Fuel lines in place. I jumpered the fuel pump relay to check for leaks, and only proceeded when I was confident that they were not seeping any fuel whatsoever.




I tucked the overflow tube back where it belongs, pointing down along the bulkhead.




Roger found the correct formed hose for the bleed circuit on the top of the radiator. I had been told this hose was NLA. Now I could get rid of my cobbled-together solution. I intended to replace all of the small coolant hoses on the passenger side of the engine bay.




New bleed line installed. Much cleaner!




Someone had replaced the line from the auxiliary air valve to the bleed hose with fuel hose. As I mentioned before, the other lines looked original.




New, correct coolant hose connected to outlet under AAV.




Routing an estimating length for hose from AAV.

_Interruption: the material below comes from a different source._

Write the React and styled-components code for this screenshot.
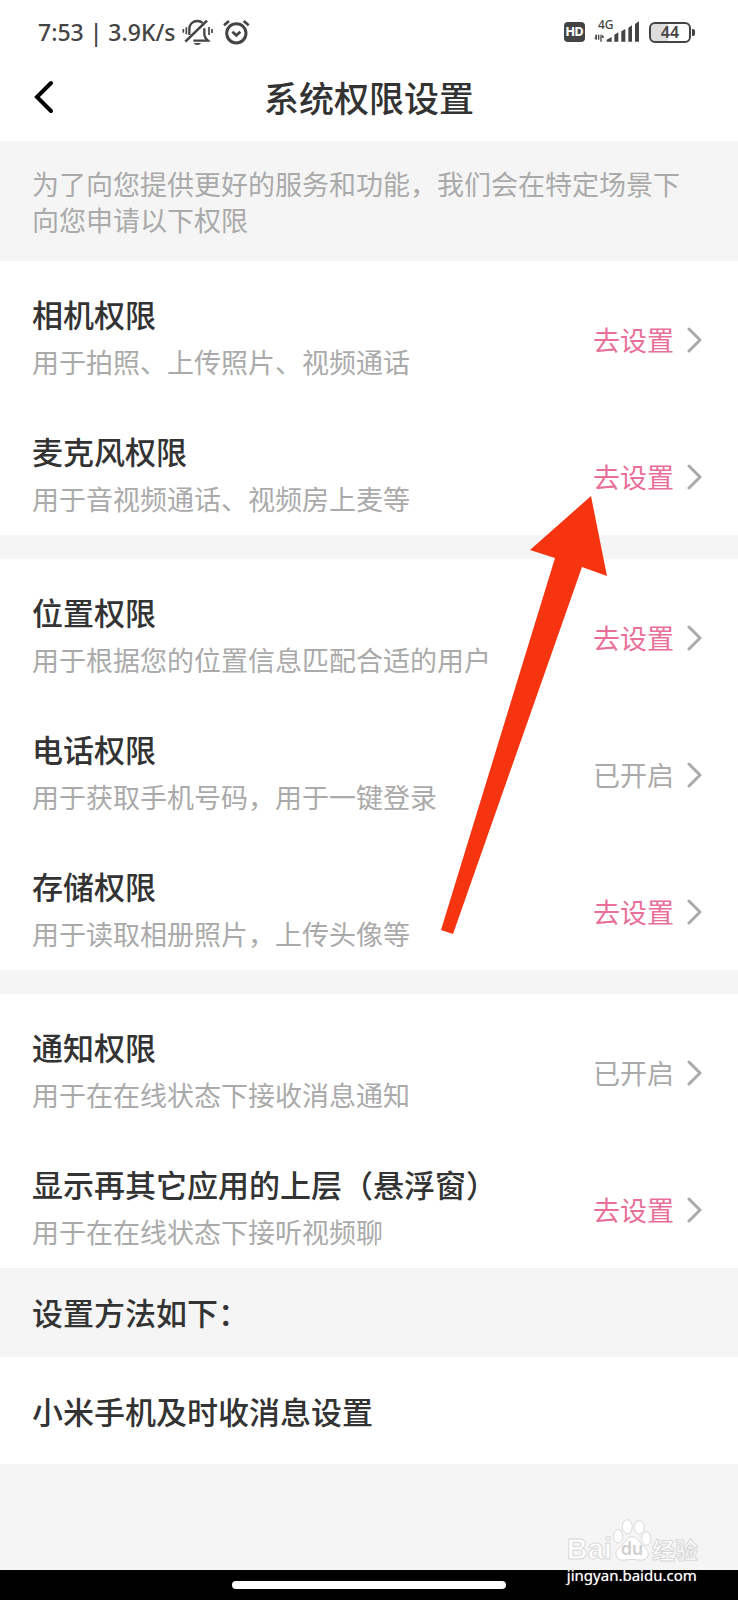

Final routing. This hose was originally routed over the air pipe, but I routed it under the air pipe to ease installation/removal of intake tubes.




New hoses at the cleaned-up tee, hose clamps arranged for easy access.




With everything buttoned up, it was time to add coolant. First, a bottle of water wetter.




Next, a gallon of Dexcool.




Finally, I topped up the system with distilled water.




By the time I had put about 3 gallons in, there was no coolant visible in the reservoir.




Seconds after startup, the coolant and water had mixed in the reservoir. There is considerable flow through the bleed line! Note that the level of coolant had dropped. As the car warmed up and air bubbles made their way to the reservoir, I had to keep adding water.




By the time the car had fully warmed up, the level had stabilized. I took the car out for a nice flog, and when I returned to the garage the level had dropped about 1-1/2" so I topped it up again. Since then the level has been stable.




It's very nice being able to see the fluid level now without having to wait for the car to cool off and open the cap. Of course this made no difference in the way the car drives, the behavior of the temp gauge, or anything else, but the peace of mind that comes from knowing that my coolant reservoir is no longer on the verge of exploding is priceless.